→ Job
Take every line that has the string "screenshot" and copy it out.

================

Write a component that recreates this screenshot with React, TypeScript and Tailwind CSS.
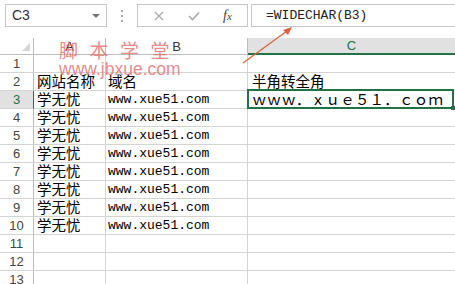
const rows = [
  { n: 1, a: "", b: "", c: "" },
  { n: 2, a: "网站名称", b: "域名", c: "半角转全角" },
  { n: 3, a: "学无忧", b: "www.xue51.com", c: "ｗｗｗ．ｘｕｅ５１．ｃｏｍ", active: true },
  { n: 4, a: "学无忧", b: "www.xue51.com", c: "" },
  { n: 5, a: "学无忧", b: "www.xue51.com", c: "" },
  { n: 6, a: "学无忧", b: "www.xue51.com", c: "" },
  { n: 7, a: "学无忧", b: "www.xue51.com", c: "" },
  { n: 8, a: "学无忧", b: "www.xue51.com", c: "" },
  { n: 9, a: "学无忧", b: "www.xue51.com", c: "" },
  { n: 10, a: "学无忧", b: "www.xue51.com", c: "" },
  { n: 11, a: "", b: "", c: "" },
  { n: 12, a: "", b: "", c: "" },
  { n: 13, a: "", b: "", c: "" },
];

const cjk = "font-['Noto_Sans_CJK_SC',sans-serif]";
const mono = "font-['Liberation_Mono','Noto_Sans_CJK_SC',monospace]";

function Toolbar() {
  return (
    <div className="flex h-[38px] items-start pt-[4px] pl-[5px]">
      <div className="flex h-[23px] w-[102px] items-center justify-between border border-[#c6c6c6] pl-[6px] pr-[6px]">
        <span className="font-['Liberation_Sans',sans-serif] text-[14px] text-[#333]">C3</span>
        <span className="h-0 w-0 border-x-[4px] border-t-[4px] border-x-transparent border-t-[#777]" />
      </div>
      <div className="flex w-[30px] flex-col items-center gap-[3px] pt-[6px]">
        <span className="h-[2px] w-[2px] bg-[#aaa]" />
        <span className="h-[2px] w-[2px] bg-[#aaa]" />
        <span className="h-[2px] w-[2px] bg-[#aaa]" />
      </div>
      <div className="flex h-[23px] w-[111px] items-center border border-[#c6c6c6]">
        <svg width="10" height="10" viewBox="0 0 10 10" className="ml-[16px]">
          <path d="M1 1L9 9M9 1L1 9" stroke="#aaa" strokeWidth="1.2" />
        </svg>
        <svg width="12" height="10" viewBox="0 0 12 10" className="ml-[24px]">
          <path d="M1 5L4.5 8.5L11 1.5" stroke="#aaa" strokeWidth="1.6" fill="none" />
        </svg>
        <span className="ml-[23px] font-['Liberation_Serif',serif] text-[14px] italic text-[#444]">
          f<span className="text-[11px]">x</span>
        </span>
      </div>
      <div className="ml-[3px] flex h-[23px] flex-1 items-center border border-r-0 border-[#c6c6c6] pl-[14px]">
        <span className={`${mono} text-[13px] text-[#222]`}>=WIDECHAR(B3)</span>
      </div>
    </div>
  );
}

function HeaderRow() {
  return (
    <div className="flex h-[17px]">
      <div className="flex w-[34px] shrink-0 items-end justify-end border-r border-b border-[#bdbdbd] pr-[3px] pb-[3px]">
        <svg width="8" height="8" viewBox="0 0 8 8">
          <path d="M8 0L8 8L0 8Z" fill="#d4d4d4" />
        </svg>
      </div>
      <div className="flex w-[72px] shrink-0 items-center justify-center border-r border-b border-[#bdbdbd] bg-white">
        <span className="font-['Liberation_Sans',sans-serif] text-[13px] leading-none text-[#333]">A</span>
      </div>
      <div className="flex w-[142px] shrink-0 items-center justify-center border-r border-b border-[#bdbdbd] bg-white">
        <span className="font-['Liberation_Sans',sans-serif] text-[13px] leading-none text-[#333]">B</span>
      </div>
      <div className="flex flex-1 items-center justify-center border-b-2 border-[#217346] bg-[#e1e1e1]">
        <span className="font-['Liberation_Sans',sans-serif] text-[13px] leading-none text-[#217346]">C</span>
      </div>
    </div>
  );
}

function Row({ r }: { r: (typeof rows)[number] }) {
  return (
    <div className="flex h-[18px]">
      <div
        className={`flex w-[34px] shrink-0 items-center justify-center border-b border-r border-b-[#d4d4d4] font-['Liberation_Sans',sans-serif] text-[13px] ${
          r.active
            ? "border-r-[#217346] bg-[#e1e1e1] text-[#217346]"
            : "border-r-[#bdbdbd] text-[#444]"
        }`}
      >
        {r.n}
      </div>
      <div className={`flex w-[72px] shrink-0 items-center overflow-visible whitespace-nowrap border-b border-r border-[#d4d4d4] pl-[3px] ${cjk} text-[14.5px] leading-none text-black`}>
        {r.a}
      </div>
      <div
        className={`flex w-[142px] shrink-0 items-center whitespace-nowrap border-b border-r border-[#d4d4d4] pl-[2px] ${
          r.n === 2 ? `${cjk} text-[14.5px]` : `${mono} text-[13px] text-[#111]`
        } leading-none text-black`}
      >
        {r.b}
      </div>
      <div className={`relative flex flex-1 items-center whitespace-nowrap border-b border-[#d4d4d4] pl-[4px] ${cjk} text-[14.5px] leading-none text-black`}>
        {r.active && (
          <>
            <span className="absolute -top-[2px] -bottom-px -left-px right-[1px] border-2 border-[#217346]" />
            <span className="absolute -bottom-[2px] right-0 h-[4px] w-[4px] bg-[#217346]" />
          </>
        )}
        {r.active ? <span className="tracking-[0.2px]">{r.c}</span> : r.c}
      </div>
    </div>
  );
}

export default function App() {
  return (
    <div className="relative h-[284px] w-[455px] overflow-hidden bg-white">
      <Toolbar />
      <HeaderRow />
      {rows.map((r) => (
        <Row key={r.n} r={r} />
      ))}

      {/* watermark */}
      <div className="pointer-events-none absolute left-[59px] top-[39px] flex flex-col items-start text-[#e46b6b]/80">
        <span className={`${cjk} text-[19px] leading-[22px] tracking-[11.5px]`}>脚本学堂</span>
        <span className="font-['Liberation_Sans',sans-serif] text-[17.5px] leading-[16px]">www.jbxue.com</span>
      </div>

      {/* annotation arrow */}
      <svg className="pointer-events-none absolute left-0 top-0" width="455" height="284">
        <line x1="243" y1="63" x2="287" y2="31" stroke="#d9653b" strokeWidth="1.3" />
        <path d="M292 27L283 30L288 35Z" fill="#d9653b" />
      </svg>
    </div>
  );
}
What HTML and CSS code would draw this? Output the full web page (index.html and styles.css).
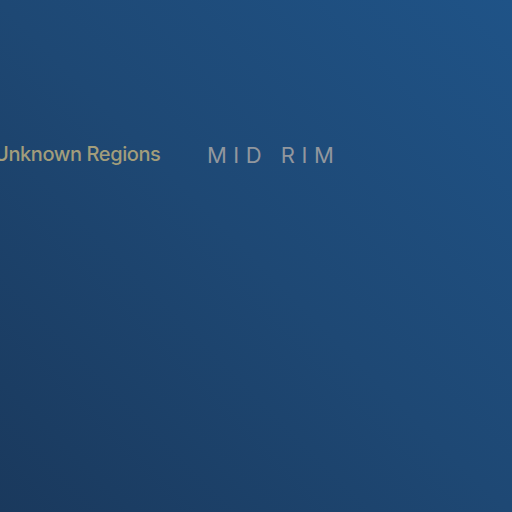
FILE: index.html
```html
<!DOCTYPE html>
<html>
<head>
<meta charset="utf-8">
<link rel="stylesheet" href="styles.css">
</head>
<body>
<div class="map">
  <span class="label region">Unknown Regions</span>
  <span class="label rim">MID RIM</span>
</div>
</body>
</html>
```
FILE: styles.css
```css
html, body { margin: 0; padding: 0; }
body { width: 512px; height: 512px; overflow: hidden; }
.map {
  position: relative;
  width: 512px;
  height: 512px;
  background: linear-gradient(to top right, #1a395d 0%, #1e4874 50%, #1f5387 100%);
  font-family: Inter, "Noto Sans", sans-serif;
}
.label { position: absolute; white-space: nowrap; line-height: 1; }
.region {
  left: -6px;
  top: 144px;
  font-size: 20px;
  font-weight: 500;
  color: #a29d7b;
  letter-spacing: -0.4px;
}
.rim {
  left: 207px;
  top: 144px;
  font-size: 22px;
  font-weight: 400;
  color: #92979e;
  letter-spacing: 6.5px;
}
```
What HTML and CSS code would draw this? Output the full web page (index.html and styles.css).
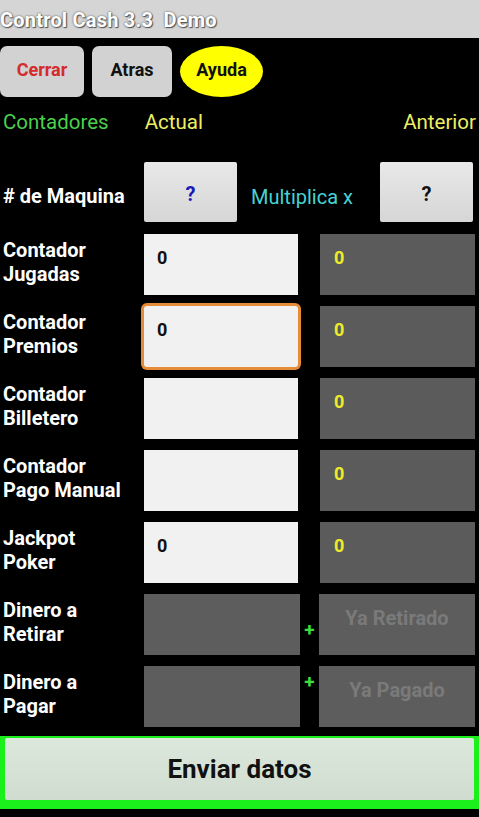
FILE: index.html
```html
<!DOCTYPE html>
<html lang="es">
<head>
    <meta charset="UTF-8">
    <meta name="viewport" content="width=device-width, initial-scale=1.0">
    <title>Control Cash 3.3 Demo</title>
    <link rel="stylesheet" href="styles.css">
</head>
<body>
    <header class="titlebar">Control Cash 3.3&nbsp; Demo</header>

    <nav class="toolbar">
        <button type="button" class="tool red">Cerrar</button>
        <button type="button" class="tool">Atras</button>
        <button type="button" class="tool help">Ayuda</button>
    </nav>

    <div class="heads">
        <span class="green">Contadores</span>
        <span class="yellow actual">Actual</span>
        <span class="yellow anterior">Anterior</span>
    </div>

    <div class="maquina">
        <span class="label">#&nbsp;de Maquina</span>
        <button type="button" class="ask blue">?</button>
        <span class="cyan">Multiplica x</span>
        <button type="button" class="ask">?</button>
    </div>

    <main class="rows">
        <div class="row">
            <label class="label">Contador<br>Jugadas</label>
            <div class="field">0</div>
            <div></div>
            <div class="prev">0</div>
        </div>
        <div class="row">
            <label class="label">Contador<br>Premios</label>
            <div class="field focus">0</div>
            <div></div>
            <div class="prev">0</div>
        </div>
        <div class="row">
            <label class="label">Contador<br>Billetero</label>
            <div class="field"></div>
            <div></div>
            <div class="prev">0</div>
        </div>
        <div class="row">
            <label class="label">Contador<br>Pago Manual</label>
            <div class="field"></div>
            <div></div>
            <div class="prev">0</div>
        </div>
        <div class="row">
            <label class="label">Jackpot<br>Poker</label>
            <div class="field">0</div>
            <div></div>
            <div class="prev">0</div>
        </div>
        <div class="row money">
            <label class="label">Dinero a<br>Retirar</label>
            <div class="dark"></div>
            <span class="plus low">+</span>
            <div class="dark hint">Ya Retirado</div>
        </div>
        <div class="row money">
            <label class="label">Dinero a<br>Pagar</label>
            <div class="dark"></div>
            <span class="plus">+</span>
            <div class="dark hint">Ya Pagado</div>
        </div>
    </main>

    <footer class="send">
        <button type="submit" class="send-btn">Enviar datos</button>
    </footer>
</body>
</html>
```

FILE: styles.css
```css
body {
    margin: 0;
    background-color: #000;
    font-family: Roboto, "Liberation Sans", sans-serif;
    color: #fff;
    width: 479px;
    height: 817px;
    overflow: hidden;
}
button {
    font-family: inherit;
    border: none;
    padding: 0;
    cursor: pointer;
}
.titlebar {
    height: 38px;
    line-height: 40px;
    background-color: #d5d5d5;
    color: #fff;
    font-size: 20px;
    font-weight: bold;
    letter-spacing: 0.2px;
    text-shadow: 0 0 2px #444, 1px 1px 1px #555;
    white-space: nowrap;
}
.toolbar {
    display: flex;
    gap: 8px;
    margin-top: 8px;
    height: 51px;
}
.tool {
    width: 84px;
    padding-bottom: 4px;
    border-radius: 7px;
    background-color: #d2d2d2;
    color: #111;
    font-size: 18px;
    font-weight: bold;
}
.tool + .tool {
    width: 80px;
}
.tool.red {
    color: #d42b2b;
}
.tool.help {
    width: 83px;
    border-radius: 50%;
    background-color: #ffff00;
}
.heads {
    display: flex;
    align-items: center;
    height: 28px;
    margin-top: 11px;
    font-size: 20.5px;
}
.heads .green {
    margin-left: 3px;
    color: #4ad04a;
}
.heads .actual {
    margin-left: 36px;
}
.heads .anterior {
    margin-left: auto;
    margin-right: 3px;
}
.yellow {
    color: #eeee62;
}
.maquina {
    display: grid;
    grid-template-columns: 144px 93px 143px 93px;
    align-items: center;
    height: 60px;
    margin-top: 26px;
}
.maquina .label {
    margin-top: 8px;
}
.ask {
    height: 60px;
    padding-top: 4px;
    background: linear-gradient(#e8e8e8, #d6d6d6);
    border-radius: 2px;
    color: #111;
    font-size: 20px;
    font-weight: bold;
}
.ask.blue {
    color: #1a1ab8;
}
.cyan {
    margin-left: 14px;
    margin-top: 10px;
    color: #48d2d2;
    font-size: 20px;
}
.label {
    padding-left: 3px;
    font-size: 20px;
    font-weight: bold;
    line-height: 24px;
    color: #fff;
}
.rows {
    display: flex;
    flex-direction: column;
    gap: 11px;
    margin-top: 12px;
}
.row {
    display: grid;
    grid-template-columns: 144px 154px 22px 155px;
    height: 61px;
}
.row .label {
    padding-top: 4px;
}
.field {
    background-color: #f1f1f1;
    color: #111;
    font-size: 18px;
    font-weight: bold;
    padding: 13px 0 0 13px;
}
.field.focus {
    border-radius: 3px;
    box-shadow: 0 0 0 3px #e48c38;
}
.prev {
    background-color: #5b5b5b;
    color: #ecec2a;
    font-size: 18px;
    font-weight: bold;
    padding: 13px 0 0 14px;
}
.row.money {
    grid-template-columns: 144px 156px 19px 156px;
}
.dark {
    background-color: #5d5d5d;
}
.hint {
    color: #7a7a7a;
    font-size: 20px;
    font-weight: bold;
    text-align: center;
    padding-top: 12px;
}
.plus {
    color: #3cdc3c;
    font-size: 19px;
    font-weight: bold;
    text-align: center;
    padding-top: 4px;
}
.plus.low {
    padding-top: 24px;
}
.send {
    margin-top: 9px;
    background-color: #1cf01c;
    height: 73px;
    padding: 2px 5px 0 5px;
    box-sizing: border-box;
}
.send-btn {
    width: 100%;
    height: 62px;
    border-radius: 2px;
    background: linear-gradient(#dce8dc, #cfdccf);
    color: #111;
    font-size: 26px;
    font-weight: bold;
}
```
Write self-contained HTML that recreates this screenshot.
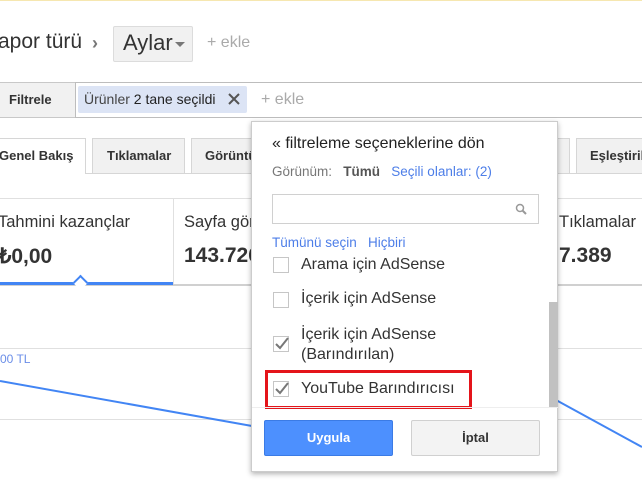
<!DOCTYPE html>
<html><head><meta charset="utf-8"><style>
*{box-sizing:border-box;margin:0;padding:0}
body{width:642px;height:480px;overflow:hidden;background:#fff;font-family:"Liberation Sans",Arial,sans-serif;position:relative;color:#222}
.a{position:absolute}
.tab{position:absolute;top:138px;height:35px;background:#f1f1f1;border:1px solid #d6d6d6;border-bottom:none;font-size:13px;font-weight:bold;color:#333;line-height:34px;padding-left:8px}
.cb{position:absolute;left:273px;width:16px;height:16px;border:1px solid #c6c6c6;background:#fff}
.it{position:absolute;left:301px;font-size:16px;color:#333}
</style></head><body>
<div class="a" style="left:0;top:0;width:642px;height:1px;background:#f6e7b0"></div>
<div class="a" style="left:-2px;top:30px;font-size:21px;color:#333">apor türü</div>
<div class="a" style="left:92px;top:33px;font-size:18px;color:#777;font-weight:bold">›</div>
<div class="a" style="left:113px;top:26px;width:80px;height:36px;background:#f1f1f1;border:1px solid #dcdcdc;border-radius:2px"></div>
<div class="a" style="left:123px;top:30px;font-size:22px;color:#333">Aylar</div>
<div class="a" style="left:175px;top:42px;width:0;height:0;border-left:5px solid transparent;border-right:5px solid transparent;border-top:5px solid #777"></div>
<div class="a" style="left:207px;top:34px;font-size:16px;color:#aaa">+ ekle</div>

<div class="a" style="left:0;top:82px;width:76px;height:36px;background:#f1f1f1;border:1px solid #c8c8c8;border-left:none"></div>
<div class="a" style="left:9px;top:92px;font-size:13px;font-weight:bold;color:#333">Filtrele</div>
<div class="a" style="left:75px;top:82px;width:570px;height:36px;border:1px solid #bdbdbd"></div>
<div class="a" style="left:78px;top:86px;width:169px;height:27px;background:#dce4f5;border-radius:2px"></div>
<div class="a" style="left:84px;top:91px;font-size:14px;color:#444">Ürünler <span style="color:#222">2 tane seçildi</span></div>
<svg class="a" style="left:228px;top:93px" width="12" height="12"><path d="M1 1L11 11M11 1L1 11" stroke="#555" stroke-width="2"/></svg>
<div class="a" style="left:261px;top:91px;font-size:16px;color:#aaa">+ ekle</div>

<div class="a" style="left:0;top:173px;width:642px;height:1px;background:#d6d6d6"></div>
<div class="tab" style="left:-2px;width:88px;background:#fff;height:36px;padding-left:0">Genel Bakış</div>
<div class="tab" style="left:92px;width:93px;padding-left:14px">Tıklamalar</div>
<div class="tab" style="left:191px;width:70px;padding-left:13px">Görüntü</div>
<div class="tab" style="left:520px;width:50px"></div>
<div class="tab" style="left:576px;width:70px;padding-left:13px">Eşleştiril</div>

<div class="a" style="left:0;top:198px;width:642px;height:1px;background:#e0e0e0"></div>
<div class="a" style="left:173px;top:198px;width:1px;height:86px;background:#e0e0e0"></div>
<div class="a" style="left:0;top:284px;width:642px;height:2px;background:#d0d0d0"></div>
<div class="a" style="left:0;top:282px;width:173px;height:3px;background:#4285f4"></div>
<div class="a" style="left:75px;top:277px;width:11px;height:11px;background:#fff;border-left:2px solid #4285f4;border-top:2px solid #4285f4;transform:rotate(45deg)"></div>
<div class="a" style="left:-2px;top:213px;font-size:16.5px;color:#333">Tahmini kazançlar</div>
<div class="a" style="left:-2px;top:244px;font-size:21px;font-weight:bold;color:#333">₺0,00</div>
<div class="a" style="left:184px;top:213px;font-size:16.5px;color:#333">Sayfa gör</div>
<div class="a" style="left:184px;top:244px;font-size:21px;font-weight:bold;color:#333">143.726</div>
<div class="a" style="left:559px;top:213px;font-size:16.5px;color:#333">Tıklamalar</div>
<div class="a" style="left:559px;top:244px;font-size:21px;font-weight:bold;color:#333">7.389</div>

<div class="a" style="left:0;top:348px;width:642px;height:1px;background:#e0e0e0"></div>
<div class="a" style="left:0;top:419px;width:642px;height:1px;background:#e0e0e0"></div>
<div class="a" style="left:0;top:352px;font-size:12px;color:#6b8ee8">00 TL</div>
<svg class="a" style="left:0;top:0" width="642" height="480"><line x1="0" y1="381" x2="252" y2="426" stroke="#4285f4" stroke-width="2"/><line x1="556" y1="400" x2="642" y2="447" stroke="#4285f4" stroke-width="2"/></svg>

<div class="a" style="left:251px;top:121px;width:307px;height:351px;background:#fff;border:1px solid #ccc;box-shadow:0 2px 5px rgba(0,0,0,.3)"></div>
<div class="a" style="left:272px;top:135px;font-size:16px;color:#222">« filtreleme seçeneklerine dön</div>
<div class="a" style="left:272px;top:164px;font-size:13.5px;color:#777">Görünüm:&nbsp;&nbsp; <b style="color:#555">Tümü</b>&nbsp;&nbsp; <span style="color:#4d7ee8">Seçili olanlar: (2)</span></div>
<div class="a" style="left:272px;top:194px;width:267px;height:30px;border:1px solid #d0d0d0"></div>
<svg class="a" style="left:515px;top:203px" width="12" height="12"><circle cx="5" cy="5" r="3.5" fill="none" stroke="#999" stroke-width="1.5"/><line x1="7.5" y1="7.5" x2="11" y2="11" stroke="#999" stroke-width="2"/></svg>
<div class="a" style="left:272px;top:235px;font-size:13.5px;color:#4d7ee8">Tümünü seçin&nbsp;&nbsp; Hiçbiri</div>
<div class="cb" style="top:257px"></div><div class="it" style="top:256px">Arama için AdSense</div>
<div class="cb" style="top:292px"></div><div class="it" style="top:290px">İçerik için AdSense</div>
<div class="cb" style="top:336px"></div><div class="it" style="top:325px;line-height:20px">İçerik için AdSense<br>(Barındırılan)</div>
<div class="cb" style="top:381px"></div><div class="it" style="top:380px">YouTube Barındırıcısı</div>
<svg class="a" style="left:273px;top:335px" width="18" height="60"><path d="M3 9l4 4 8-10" fill="none" stroke="#777" stroke-width="2"/><path d="M3 54l4 4 8-10" fill="none" stroke="#777" stroke-width="2"/></svg>
<div class="a" style="left:265px;top:370px;width:207px;height:39px;border:3px solid #e4141a"></div>
<div class="a" style="left:549px;top:302px;width:9px;height:105px;background:#c1c1c1"></div>
<div class="a" style="left:252px;top:407px;width:306px;height:1px;background:#eee"></div>
<div class="a" style="left:264px;top:420px;width:129px;height:36px;background:#4d90fe;border:1px solid #3b7be5;border-radius:2px;color:#fff;font-weight:bold;font-size:13px;text-align:center;line-height:34px">Uygula</div>
<div class="a" style="left:411px;top:420px;width:129px;height:36px;background:#f3f3f3;border:1px solid #d0d0d0;border-radius:2px;color:#333;font-weight:bold;font-size:13px;text-align:center;line-height:34px">İptal</div>
</body></html>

================

→ Result of the exercise
Write a component that recreates this screenshot with React, TypeScript and Tailwind CSS.
Write self-contained HTML that recreates this screenshot.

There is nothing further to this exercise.